La persona y la vida de Juan se asemejan a las de su Maestro de quien, siendo el Precursor, se muestra asimismo como discípulo-siervo que se identifica con Él y como apóstol que le anuncia y testimonia hasta la muerte. Efectivamente, también en su muerte violenta, Juan se manifiesta como testigo de la verdad que de parte de Dios proclamaba y se asemejó a la muerte de Jesucristo, el camino, la verdad y la vida de todo verdadero profeta (Cf. Mt 11,9-15).
La vocación del Bautista provenía, en efecto, de Dios, que ya la autentificaba incluso antes de que naciera. Por medio del arcángel Gabriel se la da a conocer a su padre Zacarías (Cf. Lc 1,14-17) y posteriormente, en el momento de la visita de María a su madre Isabel, hará que Juan quede lleno del Espíritu Santo y que, saltando de gozo en el seno materno, anuncie la presencia del Señor en las entrañas de María y, por tanto, en medio de su pueblo y de toda la humanidad. Por consiguiente, la vocación es totalmente un don de Dios que, al mismo tiempo, como también lo muestra Juan desde antes de nacer, reclama la respuesta humana que asuma plenamente dicho don y lo ponga por obra hasta sus últimas consecuencias.

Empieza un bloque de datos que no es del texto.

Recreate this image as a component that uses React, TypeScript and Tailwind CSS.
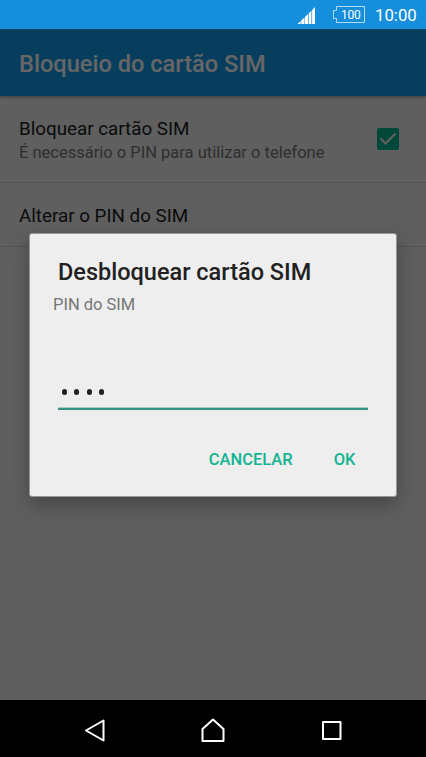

La vida, el ministerio y la voz del Bautista continúan siendo importantes en la vida cristiana. Toda su persona, como dice el cuarto evangelista, continúa dando testimonio de Jesús y clamando: «Este era del que yo dije: El que viene detrás de mí se ha puesto delante de mí, porque existía antes que yo» (Jn 1,15). Gracias a Juan, se nos invita nuevamente hoy a prepararnos para acoger a nuestro Señor Jesucristo con una renovada conversión y una fe más plena, y a hacernos discípulos suyos con una entrega y generosidad total, de modo que su gracia no sea vana en nosotros y produzca frutos de vida eterna.